▸ **What is asked**
Quote every line of the data below as it stands, omitting pictures.
### Source excerpt
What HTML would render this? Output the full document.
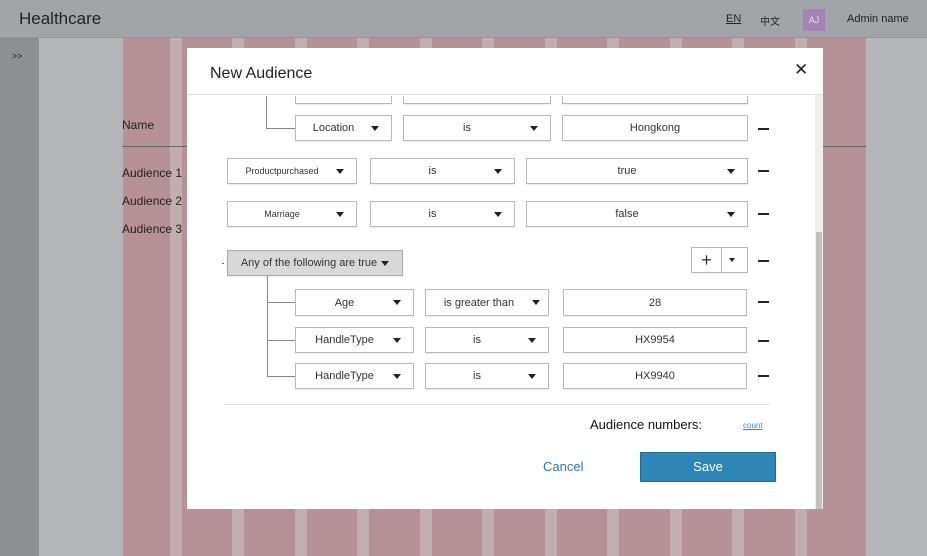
<!DOCTYPE html>
<html><head><meta charset="utf-8"><style>
*{margin:0;padding:0;box-sizing:border-box}
body{width:927px;height:556px;overflow:hidden;position:relative;background:#b5b6ba;font-family:"Liberation Sans","Noto Sans CJK SC",sans-serif;color:#222}
.a{position:absolute}
.hdr{left:0;top:0;width:927px;height:38px;background:#a3a4a8;border-bottom:1px solid #95969a}
.side{left:0;top:38px;width:39px;height:518px;background:#8e8f93}
.stripe{top:38px;height:518px;background:#b69198}
.gap{top:38px;height:518px;background:#c2aeb2}
.modal{left:187px;top:48px;width:636px;height:461px;background:#fff;overflow:hidden}
.mh{left:0;top:0;width:636px;height:47px;border-bottom:1px solid #ddd;background:#fff;z-index:2}
.box{border:1px solid #b9b9b9;background:#fff;font-size:11px;color:#333;display:flex;align-items:center;justify-content:center;box-shadow:0 1px 1px rgba(0,0,0,.08)}
.box .t{flex:1;text-align:center}
.arr{width:0;height:0;border-left:4px solid transparent;border-right:4px solid transparent;border-top:5px solid #222;margin-right:12px}
.minus{width:11px;height:2px;background:#222}
.ln{background:#888}
</style></head><body>
<div class="a hdr"></div>
<div class="a" style="left:19px;top:9px;font-size:17px;color:#222">Healthcare</div>
<div class="a" style="left:726px;top:13px;font-size:11px;text-decoration:underline">EN</div>
<div class="a" style="left:760px;top:13px;font-size:10px">中文</div>
<div class="a" style="left:803px;top:9px;width:22px;height:22px;background:#a583b5;color:#e8dcef;font-size:9px;text-align:center;line-height:22px">AJ</div>
<div class="a" style="left:847px;top:13px;font-size:11px">Admin name</div>
<div class="a side"></div>
<div class="a" style="left:12px;top:51px;font-size:9px;color:#222">&gt;&gt;</div>
<div class="a stripe" style="left:123px;width:743px"></div>
<div class="a gap" style="left:170px;width:12px"></div>
<div class="a gap" style="left:232px;width:12px"></div>
<div class="a gap" style="left:295px;width:12px"></div>
<div class="a gap" style="left:357px;width:12px"></div>
<div class="a gap" style="left:420px;width:12px"></div>
<div class="a gap" style="left:482px;width:12px"></div>
<div class="a gap" style="left:545px;width:12px"></div>
<div class="a gap" style="left:607px;width:12px"></div>
<div class="a gap" style="left:670px;width:12px"></div>
<div class="a gap" style="left:732px;width:12px"></div>
<div class="a gap" style="left:795px;width:12px"></div>
<div class="a" style="left:122px;top:118px;font-size:12px">Name</div>
<div class="a" style="left:122px;top:146px;width:744px;height:1px;background:#666"></div>
<div class="a" style="left:122px;top:166px;font-size:12px">Audience 1</div>
<div class="a" style="left:122px;top:194px;font-size:12px">Audience 2</div>
<div class="a" style="left:122px;top:222px;font-size:12px">Audience 3</div>

<div class="a modal">
 <div class="a mh"><div class="a" style="left:23px;top:17px;font-size:16px">New Audience</div>
 <div class="a" style="left:607px;top:12px;font-size:17px">✕</div></div>
 <div class="a" style="left:628px;top:47px;width:8px;height:414px;background:#eee"></div>
 <div class="a" style="left:629px;top:184px;width:6px;height:277px;background:#c1c1c1"></div>
</div>
<div class="a" style="left:187px;top:48px;width:636px;height:461px;overflow:hidden;clip-path:inset(48px 0 0 0)">
<div class="a" style="left:-187px;top:-48px;width:927px;height:556px">
 <div class="a box" style="left:295px;top:78px;width:97px;height:26px"></div>
 <div class="a box" style="left:403px;top:78px;width:148px;height:26px"></div>
 <div class="a box" style="left:562px;top:78px;width:186px;height:26px"></div>
</div></div>
<div class="a ln" style="left:266px;top:96px;width:1px;height:32px"></div>
<div class="a ln" style="left:266px;top:128px;width:29px;height:1px"></div>
<div class="a box" style="left:295px;top:115px;width:97px;height:26px"><span class="t">Location</span><i class="arr"></i></div>
<div class="a box" style="left:403px;top:115px;width:148px;height:26px"><span class="t">is</span><i class="arr"></i></div>
<div class="a box" style="left:562px;top:115px;width:186px;height:26px"><span class="t">Hongkong</span></div>
<div class="a minus" style="left:758px;top:128px"></div>

<div class="a box" style="left:227px;top:158px;width:130px;height:26px;font-size:9px"><span class="t">Productpurchased</span><i class="arr"></i></div>
<div class="a box" style="left:370px;top:158px;width:145px;height:26px"><span class="t">is</span><i class="arr"></i></div>
<div class="a box" style="left:526px;top:158px;width:222px;height:26px"><span class="t">true</span><i class="arr"></i></div>
<div class="a minus" style="left:758px;top:170px"></div>

<div class="a box" style="left:227px;top:201px;width:130px;height:26px;font-size:9px"><span class="t">Marriage</span><i class="arr"></i></div>
<div class="a box" style="left:370px;top:201px;width:145px;height:26px"><span class="t">is</span><i class="arr"></i></div>
<div class="a box" style="left:526px;top:201px;width:222px;height:26px"><span class="t">false</span><i class="arr"></i></div>
<div class="a minus" style="left:758px;top:213px"></div>

<div class="a" style="left:222px;top:263px;width:2px;height:1px;background:#e33"></div>
<div class="a box" style="left:227px;top:250px;width:176px;height:26px;background:#d9d9d9;border-color:#aaa"><span style="margin-right:4px">Any of the following are true</span><i class="arr" style="margin-right:0"></i></div>
<div class="a box" style="left:691px;top:247px;width:57px;height:26px;justify-content:flex-start"><span style="width:35px;text-align:center;font-size:18px;border-right:1px solid #bbb;line-height:24px">+</span><i class="arr" style="margin-left:7px;border-left-width:3px;border-right-width:3px;border-top-width:4px"></i></div>
<div class="a minus" style="left:758px;top:260px"></div>

<div class="a ln" style="left:267px;top:276px;width:1px;height:100px"></div>
<div class="a ln" style="left:267px;top:302px;width:28px;height:1px"></div>
<div class="a ln" style="left:267px;top:340px;width:28px;height:1px"></div>
<div class="a ln" style="left:267px;top:376px;width:28px;height:1px"></div>
<div class="a box" style="left:295px;top:289px;width:119px;height:27px"><span class="t">Age</span><i class="arr"></i></div>
<div class="a box" style="left:425px;top:289px;width:124px;height:27px"><span class="t">is greater than</span><i class="arr" style="margin-right:8px"></i></div>
<div class="a box" style="left:563px;top:289px;width:184px;height:27px"><span class="t">28</span></div>
<div class="a minus" style="left:758px;top:301px"></div>
<div class="a box" style="left:295px;top:327px;width:119px;height:26px"><span class="t">HandleType</span><i class="arr"></i></div>
<div class="a box" style="left:425px;top:327px;width:124px;height:26px"><span class="t">is</span><i class="arr"></i></div>
<div class="a box" style="left:563px;top:327px;width:184px;height:26px"><span class="t">HX9954</span></div>
<div class="a minus" style="left:758px;top:340px"></div>
<div class="a box" style="left:295px;top:363px;width:119px;height:26px"><span class="t">HandleType</span><i class="arr"></i></div>
<div class="a box" style="left:425px;top:363px;width:124px;height:26px"><span class="t">is</span><i class="arr"></i></div>
<div class="a box" style="left:563px;top:363px;width:184px;height:26px"><span class="t">HX9940</span></div>
<div class="a minus" style="left:758px;top:375px"></div>

<div class="a" style="left:224px;top:404px;width:545px;height:1px;background:#ddd"></div>
<div class="a" style="left:590px;top:417px;font-size:13px;color:#111">Audience numbers:</div>
<div class="a" style="left:743px;top:421px;font-size:8px;color:#3a8ad0;text-decoration:underline">count</div>
<div class="a" style="left:543px;top:459px;font-size:13px;color:#2a7bb0">Cancel</div>
<div class="a" style="left:640px;top:452px;width:136px;height:30px;background:#2e86b6;border:1px solid #236c94;color:#fff;font-size:13px;text-align:center;line-height:28px">Save</div>
</body></html>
######
▸ **Solution below**
What HTML would render this? Output the full document.
<!DOCTYPE html>
<html><head><meta charset="utf-8"><style>
*{margin:0;padding:0;box-sizing:border-box}
body{width:927px;height:556px;overflow:hidden;position:relative;background:#b5b6ba;font-family:"Liberation Sans","Noto Sans CJK SC",sans-serif;color:#222}
.a{position:absolute}
.hdr{left:0;top:0;width:927px;height:38px;background:#a3a4a8;border-bottom:1px solid #95969a}
.side{left:0;top:38px;width:39px;height:518px;background:#8e8f93}
.stripe{top:38px;height:518px;background:#b69198}
.gap{top:38px;height:518px;background:#c2aeb2}
.modal{left:187px;top:48px;width:636px;height:461px;background:#fff;overflow:hidden}
.mh{left:0;top:0;width:636px;height:47px;border-bottom:1px solid #ddd;background:#fff;z-index:2}
.box{border:1px solid #b9b9b9;background:#fff;font-size:11px;color:#333;display:flex;align-items:center;justify-content:center;box-shadow:0 1px 1px rgba(0,0,0,.08)}
.box .t{flex:1;text-align:center}
.arr{width:0;height:0;border-left:4px solid transparent;border-right:4px solid transparent;border-top:5px solid #222;margin-right:12px}
.minus{width:11px;height:2px;background:#222}
.ln{background:#888}
</style></head><body>
<div class="a hdr"></div>
<div class="a" style="left:19px;top:9px;font-size:17px;color:#222">Healthcare</div>
<div class="a" style="left:726px;top:13px;font-size:11px;text-decoration:underline">EN</div>
<div class="a" style="left:760px;top:13px;font-size:10px">中文</div>
<div class="a" style="left:803px;top:9px;width:22px;height:22px;background:#a583b5;color:#e8dcef;font-size:9px;text-align:center;line-height:22px">AJ</div>
<div class="a" style="left:847px;top:13px;font-size:11px">Admin name</div>
<div class="a side"></div>
<div class="a" style="left:12px;top:51px;font-size:9px;color:#222">&gt;&gt;</div>
<div class="a stripe" style="left:123px;width:743px"></div>
<div class="a gap" style="left:170px;width:12px"></div>
<div class="a gap" style="left:232px;width:12px"></div>
<div class="a gap" style="left:295px;width:12px"></div>
<div class="a gap" style="left:357px;width:12px"></div>
<div class="a gap" style="left:420px;width:12px"></div>
<div class="a gap" style="left:482px;width:12px"></div>
<div class="a gap" style="left:545px;width:12px"></div>
<div class="a gap" style="left:607px;width:12px"></div>
<div class="a gap" style="left:670px;width:12px"></div>
<div class="a gap" style="left:732px;width:12px"></div>
<div class="a gap" style="left:795px;width:12px"></div>
<div class="a" style="left:122px;top:118px;font-size:12px">Name</div>
<div class="a" style="left:122px;top:146px;width:744px;height:1px;background:#666"></div>
<div class="a" style="left:122px;top:166px;font-size:12px">Audience 1</div>
<div class="a" style="left:122px;top:194px;font-size:12px">Audience 2</div>
<div class="a" style="left:122px;top:222px;font-size:12px">Audience 3</div>

<div class="a modal">
 <div class="a mh"><div class="a" style="left:23px;top:17px;font-size:16px">New Audience</div>
 <div class="a" style="left:607px;top:12px;font-size:17px">✕</div></div>
 <div class="a" style="left:628px;top:47px;width:8px;height:414px;background:#eee"></div>
 <div class="a" style="left:629px;top:184px;width:6px;height:277px;background:#c1c1c1"></div>
</div>
<div class="a" style="left:187px;top:48px;width:636px;height:461px;overflow:hidden;clip-path:inset(48px 0 0 0)">
<div class="a" style="left:-187px;top:-48px;width:927px;height:556px">
 <div class="a box" style="left:295px;top:78px;width:97px;height:26px"></div>
 <div class="a box" style="left:403px;top:78px;width:148px;height:26px"></div>
 <div class="a box" style="left:562px;top:78px;width:186px;height:26px"></div>
</div></div>
<div class="a ln" style="left:266px;top:96px;width:1px;height:32px"></div>
<div class="a ln" style="left:266px;top:128px;width:29px;height:1px"></div>
<div class="a box" style="left:295px;top:115px;width:97px;height:26px"><span class="t">Location</span><i class="arr"></i></div>
<div class="a box" style="left:403px;top:115px;width:148px;height:26px"><span class="t">is</span><i class="arr"></i></div>
<div class="a box" style="left:562px;top:115px;width:186px;height:26px"><span class="t">Hongkong</span></div>
<div class="a minus" style="left:758px;top:128px"></div>

<div class="a box" style="left:227px;top:158px;width:130px;height:26px;font-size:9px"><span class="t">Productpurchased</span><i class="arr"></i></div>
<div class="a box" style="left:370px;top:158px;width:145px;height:26px"><span class="t">is</span><i class="arr"></i></div>
<div class="a box" style="left:526px;top:158px;width:222px;height:26px"><span class="t">true</span><i class="arr"></i></div>
<div class="a minus" style="left:758px;top:170px"></div>

<div class="a box" style="left:227px;top:201px;width:130px;height:26px;font-size:9px"><span class="t">Marriage</span><i class="arr"></i></div>
<div class="a box" style="left:370px;top:201px;width:145px;height:26px"><span class="t">is</span><i class="arr"></i></div>
<div class="a box" style="left:526px;top:201px;width:222px;height:26px"><span class="t">false</span><i class="arr"></i></div>
<div class="a minus" style="left:758px;top:213px"></div>

<div class="a" style="left:222px;top:263px;width:2px;height:1px;background:#e33"></div>
<div class="a box" style="left:227px;top:250px;width:176px;height:26px;background:#d9d9d9;border-color:#aaa"><span style="margin-right:4px">Any of the following are true</span><i class="arr" style="margin-right:0"></i></div>
<div class="a box" style="left:691px;top:247px;width:57px;height:26px;justify-content:flex-start"><span style="width:35px;text-align:center;font-size:18px;border-right:1px solid #bbb;line-height:24px">+</span><i class="arr" style="margin-left:7px;border-left-width:3px;border-right-width:3px;border-top-width:4px"></i></div>
<div class="a minus" style="left:758px;top:260px"></div>

<div class="a ln" style="left:267px;top:276px;width:1px;height:100px"></div>
<div class="a ln" style="left:267px;top:302px;width:28px;height:1px"></div>
<div class="a ln" style="left:267px;top:340px;width:28px;height:1px"></div>
<div class="a ln" style="left:267px;top:376px;width:28px;height:1px"></div>
<div class="a box" style="left:295px;top:289px;width:119px;height:27px"><span class="t">Age</span><i class="arr"></i></div>
<div class="a box" style="left:425px;top:289px;width:124px;height:27px"><span class="t">is greater than</span><i class="arr" style="margin-right:8px"></i></div>
<div class="a box" style="left:563px;top:289px;width:184px;height:27px"><span class="t">28</span></div>
<div class="a minus" style="left:758px;top:301px"></div>
<div class="a box" style="left:295px;top:327px;width:119px;height:26px"><span class="t">HandleType</span><i class="arr"></i></div>
<div class="a box" style="left:425px;top:327px;width:124px;height:26px"><span class="t">is</span><i class="arr"></i></div>
<div class="a box" style="left:563px;top:327px;width:184px;height:26px"><span class="t">HX9954</span></div>
<div class="a minus" style="left:758px;top:340px"></div>
<div class="a box" style="left:295px;top:363px;width:119px;height:26px"><span class="t">HandleType</span><i class="arr"></i></div>
<div class="a box" style="left:425px;top:363px;width:124px;height:26px"><span class="t">is</span><i class="arr"></i></div>
<div class="a box" style="left:563px;top:363px;width:184px;height:26px"><span class="t">HX9940</span></div>
<div class="a minus" style="left:758px;top:375px"></div>

<div class="a" style="left:224px;top:404px;width:545px;height:1px;background:#ddd"></div>
<div class="a" style="left:590px;top:417px;font-size:13px;color:#111">Audience numbers:</div>
<div class="a" style="left:743px;top:421px;font-size:8px;color:#3a8ad0;text-decoration:underline">count</div>
<div class="a" style="left:543px;top:459px;font-size:13px;color:#2a7bb0">Cancel</div>
<div class="a" style="left:640px;top:452px;width:136px;height:30px;background:#2e86b6;border:1px solid #236c94;color:#fff;font-size:13px;text-align:center;line-height:28px">Save</div>
</body></html>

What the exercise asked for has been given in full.